For Fort Loudoun property owners who do not have private docks, marina slip rental fills the gap — though slip availability at the most convenient Knox County facilities is competitive, particularly for the Boomsday season and UT football fall weekends when waterfront use peaks. Waiting lists for preferred slips at the most popular marinas near Knoxville are not unusual. Buyers planning to rely on marina access rather than a private dock should confirm slip availability and current rates before finalizing a purchase decision based on waterfront access assumptions.

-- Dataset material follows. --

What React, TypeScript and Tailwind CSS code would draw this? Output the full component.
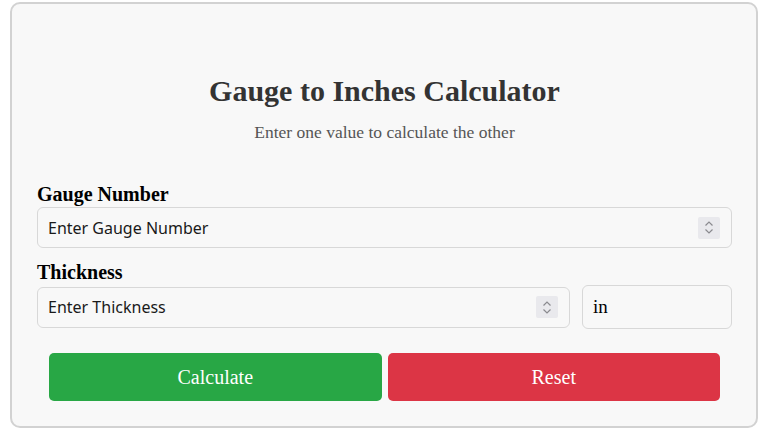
import React from "react";

function Spinner() {
  return (
    <div className="w-[22px] h-[22px] bg-[#e9e9ed] rounded-[2px] flex flex-col items-center justify-center gap-[1px] shrink-0">
      <svg width="10" height="7" viewBox="0 0 10 7" fill="none">
        <path d="M1.5 5.5 L5 2 L8.5 5.5" stroke="#8a8a8f" strokeWidth="1.2" />
      </svg>
      <svg width="10" height="7" viewBox="0 0 10 7" fill="none">
        <path d="M1.5 1.5 L5 5 L8.5 1.5" stroke="#8a8a8f" strokeWidth="1.2" />
      </svg>
    </div>
  );
}

export default function App() {
  const serif = { fontFamily: '"Liberation Serif", "Times New Roman", serif' };
  const sans = { fontFamily: '"Noto Sans", Tahoma, Verdana, sans-serif' };
  return (
    <div className="bg-white min-h-[432px] px-[10px] pt-[2px]" style={serif}>
      <div className="h-[426px] border-2 border-[#d2d2d2] rounded-[10px] bg-[#f8f8f8] pl-[25px] pr-[24px] pt-[69px]">
        <h1 className="text-center text-[30px] leading-[36px] font-bold text-[#333]">
          Gauge to Inches Calculator
        </h1>
        <p className="text-center text-[17.5px] leading-[20px] text-[#555] mt-[13px]">
          Enter one value to calculate the other
        </p>
        <label className="block text-[20px] leading-[24px] font-bold text-black mt-[40px]">
          Gauge Number
        </label>
        <div className="mt-[1px] h-[41px] border border-[#d8d8d8] rounded-[6px] bg-[#f8f8f8] flex items-center pl-[10px] pr-[11px]">
          <input
            type="text"
            placeholder="Enter Gauge Number"
            className="flex-1 bg-transparent outline-none text-[16px] placeholder:text-[#1a1a1a] text-[#1a1a1a]"
            style={sans}
          />
          <Spinner />
        </div>
        <label className="block text-[20px] leading-[24px] font-bold text-black mt-[12px]">
          Thickness
        </label>
        <div className="mt-[1px] flex items-center gap-[12px]">
          <div className="flex-1 h-[41px] border border-[#d8d8d8] rounded-[6px] bg-[#f8f8f8] flex items-center pl-[10px] pr-[11px]">
            <input
              type="text"
              placeholder="Enter Thickness"
              className="flex-1 min-w-0 bg-transparent outline-none text-[16px] placeholder:text-[#1a1a1a] text-[#1a1a1a]"
              style={sans}
            />
            <Spinner />
          </div>
          <div className="w-[150px] h-[44px] border border-[#d8d8d8] rounded-[6px] bg-[#f8f8f8] flex items-center pl-[10px] text-[19px] text-black">
            in
          </div>
        </div>
        <div className="mt-[24px] mx-[12px] flex gap-[6px]">
          <button className="flex-1 h-[48px] rounded-[5px] bg-[#28a745] text-white text-[20px]">
            Calculate
          </button>
          <button className="flex-1 h-[48px] rounded-[5px] bg-[#dc3545] text-white text-[20px]">
            Reset
          </button>
        </div>
      </div>
    </div>
  );
}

The Vol Navy: Fort Loudoun's College Football Connection
Fort Loudoun Lake has a cultural boating tradition unique in American college sports: the Vol Navy. On University of Tennessee home football Saturdays, hundreds of boats congregate on the Tennessee River adjacent to Neyland Stadium — parking on the water rather than in a lot, accessing the game by foot from the riverbank. The Vol Navy is a decades-old tradition that draws boats from throughout the Fort Loudoun and Watts Bar watershed, and it has been featured nationally as one of college football's most distinctive fan experiences. For Fort Loudoun property owners, home game Saturdays transform the Knoxville waterfront section into one of the most festive boating environments in the state. For buyers who are UT fans, the ability to reach Neyland Stadium by boat from a private dock is a lifestyle feature that no other Tennessee lake can replicate.